▶ _DATA SEGMENT_:
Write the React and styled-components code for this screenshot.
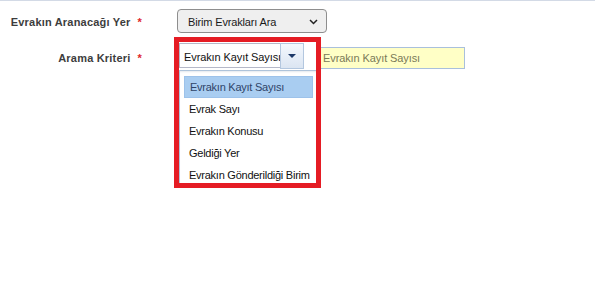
import React from "react";
import styled, { createGlobalStyle } from "styled-components";

const Global = createGlobalStyle`
  html, body { margin: 0; padding: 0; background: #ffffff; }
  body { font-family: "Liberation Sans", Arial, sans-serif; font-size: 11px; color: #222; }
`;

const Page = styled.div`
  width: 595px;
  height: 286px;
  background: #fff;
  overflow: hidden;
`;

const TopLine = styled.div`
  height: 1px;
  background: #d3dae6;
`;

const Form = styled.div`
  display: grid;
  grid-template-columns: 142px 1fr;
  column-gap: 35px;
  row-gap: 4px;
  padding-top: 8px;
`;

const LabelCell = styled.div`
  display: flex;
  justify-content: flex-end;
  align-items: flex-start;
  gap: 7px;
  padding-top: ${(p) => p.$top}px;
  line-height: 14px;
  font-weight: bold;
  font-size: 11px;
  letter-spacing: 0.2px;
  color: #3d3d3d;
`;

const Star = styled.span`
  color: #e0262b;
  font-weight: bold;
`;

const SelectBox = styled.div`
  box-sizing: border-box;
  width: 150px;
  height: 24px;
  border: 1px solid #8e8e8e;
  border-radius: 4px;
  background: #efefef;
  display: flex;
  align-items: center;
  justify-content: space-between;
  padding: 1px 8px 0 10px;
  font-size: 11px;
  color: #1a1a1a;
  letter-spacing: -0.15px;
`;

const Row = styled.div`
  display: flex;
  align-items: flex-start;
`;

const RedFrame = styled.div`
  position: relative;
  z-index: 2;
  box-sizing: border-box;
  margin-left: -3px;
  width: 147px;
  height: 151px;
  border: 5px solid #e51c24;
  overflow: hidden;
  padding-top: 1px;
  background: #fff;
`;

const Combo = styled.div`
  display: flex;
  height: 26px;
`;

const ComboInput = styled.div`
  box-sizing: border-box;
  width: 101px;
  height: 25px;
  border: 1px solid #b5b8c8;
  border-right: none;
  background: #fff;
  padding: 3px 0 0 4px;
  line-height: 20px;
  font-size: 11px;
  color: #111;
  white-space: nowrap;
  overflow: hidden;
  letter-spacing: -0.1px;
`;

const Trigger = styled.div`
  box-sizing: border-box;
  width: 24px;
  height: 26px;
  border: 1px solid #b3c7df;
  background: linear-gradient(#f4f8fd, #dbe5f2);
  display: flex;
  align-items: center;
  justify-content: center;
`;

const List = styled.div`
  box-sizing: border-box;
  width: 139px;
  margin-top: 1px;
  border: 1px solid #aec3da;
  border-bottom: none;
  padding: 5px 4px 0 4px;
  background: #fff;
  box-shadow: inset 0 2px 2px -1px #e4e8ee;
`;

const Option = styled.div`
  box-sizing: border-box;
  height: 22px;
  line-height: ${(p) => (p.$selected ? 20 : 22)}px;
  padding-left: 5px;
  font-size: 11px;
  white-space: nowrap;
  letter-spacing: -0.25px;
  color: ${(p) => (p.$selected ? "#2f4468" : "#111")};
  background: ${(p) => (p.$selected ? "#a9cdf1" : "transparent")};
  border: ${(p) => (p.$selected ? "1px solid #9dc2ea" : "none")};
`;

const Tip = styled.div`
  box-sizing: border-box;
  margin-left: -2px;
  margin-top: 10px;
  width: 146px;
  height: 22px;
  border: 1px solid #a9c0dc;
  background: #ffffc6;
  padding-left: 3px;
  line-height: 20px;
  font-size: 11px;
  color: #7a7a58;
  white-space: nowrap;
  letter-spacing: -0.1px;
`;

const options = [
  "Evrakın Kayıt Sayısı",
  "Evrak Sayı",
  "Evrakın Konusu",
  "Geldiği Yer",
  "Evrakın Gönderildiği Birim",
];

export default function App() {
  return (
    <Page>
      <Global />
      <TopLine />
      <Form>
        <LabelCell $top={6}>
          <span>Evrakın Aranacağı Yer</span>
          <Star>*</Star>
        </LabelCell>
        <SelectBox>
          <span>Birim Evrakları Ara</span>
          <svg width="9" height="6" viewBox="0 0 9 6">
            <path d="M1 1 L4.5 4.5 L8 1" fill="none" stroke="#222" strokeWidth="1.5" />
          </svg>
        </SelectBox>

        <LabelCell $top={14}>
          <span>Arama Kriteri</span>
          <Star>*</Star>
        </LabelCell>
        <Row>
          <RedFrame>
            <Combo>
              <ComboInput>Evrakın Kayıt Sayısı</ComboInput>
              <Trigger>
                <svg width="8" height="4" viewBox="0 0 8 4">
                  <path d="M0 0 H8 L4 4 Z" fill="#1c3868" />
                </svg>
              </Trigger>
            </Combo>
            <List>
              {options.map((o, i) => (
                <Option key={o} $selected={i === 0}>
                  {o}
                </Option>
              ))}
            </List>
          </RedFrame>
          <Tip>Evrakın Kayıt Sayısı</Tip>
        </Row>
      </Form>
    </Page>
  );
}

▶ _EXERCISE BRIEF_: Copy each line of the listing that includes "components".

▶ _EXERCISE ANSWER_:
Write the React and styled-components code for this screenshot.
import styled, { createGlobalStyle } from "styled-components";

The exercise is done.